AVAILABLE DATA —
·····
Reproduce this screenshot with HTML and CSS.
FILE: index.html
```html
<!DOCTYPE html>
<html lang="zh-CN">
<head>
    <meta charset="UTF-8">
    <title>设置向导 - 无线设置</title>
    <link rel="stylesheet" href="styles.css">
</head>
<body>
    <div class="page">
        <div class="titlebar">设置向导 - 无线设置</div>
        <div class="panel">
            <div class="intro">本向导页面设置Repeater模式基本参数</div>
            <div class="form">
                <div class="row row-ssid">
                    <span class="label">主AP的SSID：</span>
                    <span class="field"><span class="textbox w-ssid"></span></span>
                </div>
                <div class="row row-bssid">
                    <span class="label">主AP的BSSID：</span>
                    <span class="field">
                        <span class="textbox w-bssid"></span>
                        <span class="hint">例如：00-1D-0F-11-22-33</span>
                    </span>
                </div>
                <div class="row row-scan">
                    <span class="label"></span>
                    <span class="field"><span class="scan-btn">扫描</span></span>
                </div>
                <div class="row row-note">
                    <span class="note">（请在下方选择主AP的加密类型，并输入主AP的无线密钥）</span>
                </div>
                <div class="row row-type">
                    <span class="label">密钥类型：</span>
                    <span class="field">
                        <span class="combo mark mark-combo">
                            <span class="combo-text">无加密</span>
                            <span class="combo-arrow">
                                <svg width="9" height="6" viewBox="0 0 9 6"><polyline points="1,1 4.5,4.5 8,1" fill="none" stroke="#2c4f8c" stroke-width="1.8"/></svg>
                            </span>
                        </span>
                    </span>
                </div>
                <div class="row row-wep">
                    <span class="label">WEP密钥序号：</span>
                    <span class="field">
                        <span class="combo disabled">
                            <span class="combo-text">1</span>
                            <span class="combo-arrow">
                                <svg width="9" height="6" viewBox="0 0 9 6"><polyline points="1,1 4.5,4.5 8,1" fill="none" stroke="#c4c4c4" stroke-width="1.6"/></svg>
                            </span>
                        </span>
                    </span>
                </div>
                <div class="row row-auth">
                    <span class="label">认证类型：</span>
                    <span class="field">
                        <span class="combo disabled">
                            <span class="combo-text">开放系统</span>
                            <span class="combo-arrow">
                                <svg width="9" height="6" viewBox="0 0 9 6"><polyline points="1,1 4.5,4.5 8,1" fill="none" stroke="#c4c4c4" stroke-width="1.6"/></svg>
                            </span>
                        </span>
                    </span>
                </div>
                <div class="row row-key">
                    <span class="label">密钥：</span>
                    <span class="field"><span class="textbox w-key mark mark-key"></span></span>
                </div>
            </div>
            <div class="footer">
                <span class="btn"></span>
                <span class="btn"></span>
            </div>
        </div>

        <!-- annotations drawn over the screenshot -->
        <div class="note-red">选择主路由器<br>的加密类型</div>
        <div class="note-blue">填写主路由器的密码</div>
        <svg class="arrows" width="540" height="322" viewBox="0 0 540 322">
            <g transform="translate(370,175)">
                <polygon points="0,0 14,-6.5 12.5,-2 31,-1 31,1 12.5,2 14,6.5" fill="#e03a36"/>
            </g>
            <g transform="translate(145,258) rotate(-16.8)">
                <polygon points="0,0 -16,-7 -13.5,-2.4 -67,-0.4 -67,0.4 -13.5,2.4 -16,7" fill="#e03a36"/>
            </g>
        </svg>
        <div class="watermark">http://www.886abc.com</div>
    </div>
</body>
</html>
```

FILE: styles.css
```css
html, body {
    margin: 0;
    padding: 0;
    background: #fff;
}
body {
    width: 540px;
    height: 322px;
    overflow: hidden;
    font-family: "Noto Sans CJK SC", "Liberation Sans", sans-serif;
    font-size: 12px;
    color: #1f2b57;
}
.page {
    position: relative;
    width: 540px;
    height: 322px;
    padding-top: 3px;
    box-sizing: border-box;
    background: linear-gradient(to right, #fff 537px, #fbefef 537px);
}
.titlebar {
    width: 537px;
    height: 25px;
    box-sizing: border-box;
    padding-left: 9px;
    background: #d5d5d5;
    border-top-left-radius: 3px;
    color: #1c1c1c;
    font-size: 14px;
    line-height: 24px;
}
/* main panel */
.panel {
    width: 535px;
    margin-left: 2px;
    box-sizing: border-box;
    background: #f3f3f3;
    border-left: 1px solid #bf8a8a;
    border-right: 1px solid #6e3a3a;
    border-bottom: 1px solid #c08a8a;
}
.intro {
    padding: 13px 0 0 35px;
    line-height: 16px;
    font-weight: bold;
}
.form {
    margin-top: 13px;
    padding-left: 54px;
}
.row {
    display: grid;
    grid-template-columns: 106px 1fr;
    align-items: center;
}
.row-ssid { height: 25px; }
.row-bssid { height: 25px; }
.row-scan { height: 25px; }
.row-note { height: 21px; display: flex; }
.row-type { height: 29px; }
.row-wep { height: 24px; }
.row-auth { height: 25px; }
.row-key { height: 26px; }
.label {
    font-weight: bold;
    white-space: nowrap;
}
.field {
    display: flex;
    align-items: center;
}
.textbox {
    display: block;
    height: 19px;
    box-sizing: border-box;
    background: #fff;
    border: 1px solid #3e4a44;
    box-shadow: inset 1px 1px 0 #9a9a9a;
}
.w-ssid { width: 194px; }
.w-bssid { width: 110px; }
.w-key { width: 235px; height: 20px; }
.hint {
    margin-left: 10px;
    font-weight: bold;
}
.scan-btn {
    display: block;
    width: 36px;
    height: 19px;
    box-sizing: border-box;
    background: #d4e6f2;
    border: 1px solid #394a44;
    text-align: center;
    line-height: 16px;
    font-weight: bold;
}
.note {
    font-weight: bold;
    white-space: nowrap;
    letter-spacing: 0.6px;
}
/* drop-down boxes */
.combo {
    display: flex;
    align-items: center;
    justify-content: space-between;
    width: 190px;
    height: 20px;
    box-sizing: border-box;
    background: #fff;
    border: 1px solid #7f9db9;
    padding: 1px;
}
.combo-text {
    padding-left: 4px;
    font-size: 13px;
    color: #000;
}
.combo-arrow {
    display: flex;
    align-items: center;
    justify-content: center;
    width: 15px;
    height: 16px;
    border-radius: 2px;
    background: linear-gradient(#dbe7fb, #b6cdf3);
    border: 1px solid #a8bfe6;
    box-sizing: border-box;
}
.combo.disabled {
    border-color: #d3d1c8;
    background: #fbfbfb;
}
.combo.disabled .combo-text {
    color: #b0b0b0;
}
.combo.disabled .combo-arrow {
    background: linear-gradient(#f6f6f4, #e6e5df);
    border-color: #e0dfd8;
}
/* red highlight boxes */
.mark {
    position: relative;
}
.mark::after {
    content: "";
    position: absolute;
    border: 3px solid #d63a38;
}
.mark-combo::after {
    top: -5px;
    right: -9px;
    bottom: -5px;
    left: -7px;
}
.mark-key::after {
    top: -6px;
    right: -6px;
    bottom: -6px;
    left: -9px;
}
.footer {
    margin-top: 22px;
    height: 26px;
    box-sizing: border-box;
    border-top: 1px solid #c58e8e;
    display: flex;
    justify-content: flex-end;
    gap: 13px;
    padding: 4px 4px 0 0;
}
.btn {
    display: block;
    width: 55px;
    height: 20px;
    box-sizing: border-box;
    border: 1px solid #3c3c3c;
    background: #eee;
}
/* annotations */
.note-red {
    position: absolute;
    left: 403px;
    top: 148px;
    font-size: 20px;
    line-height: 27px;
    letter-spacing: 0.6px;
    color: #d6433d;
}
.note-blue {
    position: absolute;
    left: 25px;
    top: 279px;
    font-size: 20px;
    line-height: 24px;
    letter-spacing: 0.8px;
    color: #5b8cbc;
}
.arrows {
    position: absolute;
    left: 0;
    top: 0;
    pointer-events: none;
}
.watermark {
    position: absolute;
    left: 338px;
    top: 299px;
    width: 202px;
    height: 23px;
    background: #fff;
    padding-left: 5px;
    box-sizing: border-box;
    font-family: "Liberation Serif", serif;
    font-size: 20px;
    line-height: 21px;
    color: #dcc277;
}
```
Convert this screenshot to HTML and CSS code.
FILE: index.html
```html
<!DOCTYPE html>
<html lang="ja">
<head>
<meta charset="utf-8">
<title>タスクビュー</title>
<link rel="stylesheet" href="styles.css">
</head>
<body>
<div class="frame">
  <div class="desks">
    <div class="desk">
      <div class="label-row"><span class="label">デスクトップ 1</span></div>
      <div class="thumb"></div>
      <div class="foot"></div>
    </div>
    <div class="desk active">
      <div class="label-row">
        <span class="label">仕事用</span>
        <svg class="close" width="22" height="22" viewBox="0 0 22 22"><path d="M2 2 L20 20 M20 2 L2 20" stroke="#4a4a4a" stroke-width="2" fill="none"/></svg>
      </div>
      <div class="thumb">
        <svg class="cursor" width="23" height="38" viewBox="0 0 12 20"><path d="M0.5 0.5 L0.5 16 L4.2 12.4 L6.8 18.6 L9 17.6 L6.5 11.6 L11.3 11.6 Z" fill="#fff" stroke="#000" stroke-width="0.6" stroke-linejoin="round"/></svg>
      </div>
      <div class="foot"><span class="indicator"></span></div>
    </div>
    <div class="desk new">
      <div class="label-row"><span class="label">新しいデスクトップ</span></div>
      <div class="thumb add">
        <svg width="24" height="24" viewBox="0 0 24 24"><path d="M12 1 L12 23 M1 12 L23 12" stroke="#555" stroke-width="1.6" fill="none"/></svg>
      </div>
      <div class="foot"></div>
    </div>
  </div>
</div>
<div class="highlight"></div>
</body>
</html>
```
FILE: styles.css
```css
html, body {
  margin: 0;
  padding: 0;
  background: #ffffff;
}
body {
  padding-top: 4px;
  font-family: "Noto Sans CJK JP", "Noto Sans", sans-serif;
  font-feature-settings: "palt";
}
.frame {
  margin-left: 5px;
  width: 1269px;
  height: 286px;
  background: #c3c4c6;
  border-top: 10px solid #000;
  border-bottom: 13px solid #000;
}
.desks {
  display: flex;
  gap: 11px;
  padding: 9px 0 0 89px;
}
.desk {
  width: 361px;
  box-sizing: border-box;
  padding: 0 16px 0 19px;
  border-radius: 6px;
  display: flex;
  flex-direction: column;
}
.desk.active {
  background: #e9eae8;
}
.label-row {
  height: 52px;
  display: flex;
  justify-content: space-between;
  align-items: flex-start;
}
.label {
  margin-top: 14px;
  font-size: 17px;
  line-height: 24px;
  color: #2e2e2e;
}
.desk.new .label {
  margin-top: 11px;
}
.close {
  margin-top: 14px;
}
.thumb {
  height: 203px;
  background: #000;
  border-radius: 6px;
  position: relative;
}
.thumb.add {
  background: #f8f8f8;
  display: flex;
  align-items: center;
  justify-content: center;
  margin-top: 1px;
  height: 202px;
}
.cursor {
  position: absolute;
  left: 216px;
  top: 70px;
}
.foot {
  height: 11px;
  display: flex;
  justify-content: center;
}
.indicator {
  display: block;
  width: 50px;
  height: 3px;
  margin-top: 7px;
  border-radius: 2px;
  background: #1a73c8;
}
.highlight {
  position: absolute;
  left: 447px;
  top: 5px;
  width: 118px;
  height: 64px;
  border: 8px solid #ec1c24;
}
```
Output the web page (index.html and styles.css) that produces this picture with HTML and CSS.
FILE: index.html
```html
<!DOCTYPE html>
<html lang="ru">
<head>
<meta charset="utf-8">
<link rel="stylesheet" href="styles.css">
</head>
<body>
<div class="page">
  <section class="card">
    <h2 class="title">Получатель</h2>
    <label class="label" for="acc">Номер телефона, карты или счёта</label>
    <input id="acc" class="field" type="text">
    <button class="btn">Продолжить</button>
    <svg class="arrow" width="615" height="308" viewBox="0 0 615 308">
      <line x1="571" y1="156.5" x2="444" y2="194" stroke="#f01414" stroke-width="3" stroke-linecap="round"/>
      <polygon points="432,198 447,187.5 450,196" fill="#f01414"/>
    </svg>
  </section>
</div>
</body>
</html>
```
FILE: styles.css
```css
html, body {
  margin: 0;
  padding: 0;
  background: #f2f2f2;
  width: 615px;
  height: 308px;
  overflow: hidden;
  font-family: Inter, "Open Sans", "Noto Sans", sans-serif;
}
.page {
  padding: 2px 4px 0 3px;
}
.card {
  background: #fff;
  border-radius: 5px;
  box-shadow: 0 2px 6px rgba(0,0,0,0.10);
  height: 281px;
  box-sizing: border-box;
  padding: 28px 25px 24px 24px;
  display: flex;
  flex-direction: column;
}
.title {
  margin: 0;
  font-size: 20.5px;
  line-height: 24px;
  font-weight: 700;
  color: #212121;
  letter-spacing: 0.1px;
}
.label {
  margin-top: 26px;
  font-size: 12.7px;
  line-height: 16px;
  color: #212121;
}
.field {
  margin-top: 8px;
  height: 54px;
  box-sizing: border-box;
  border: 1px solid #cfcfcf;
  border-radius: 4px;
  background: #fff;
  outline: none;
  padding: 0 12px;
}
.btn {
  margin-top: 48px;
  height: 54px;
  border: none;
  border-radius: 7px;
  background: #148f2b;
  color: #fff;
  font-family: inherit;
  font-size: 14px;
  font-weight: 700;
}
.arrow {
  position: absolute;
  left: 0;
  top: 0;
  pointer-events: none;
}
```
·····
Copy out all lines that carry the word "this".

Reproduce this screenshot with HTML and CSS.
Convert this screenshot to HTML and CSS code.
Output the web page (index.html and styles.css) that produces this picture with HTML and CSS.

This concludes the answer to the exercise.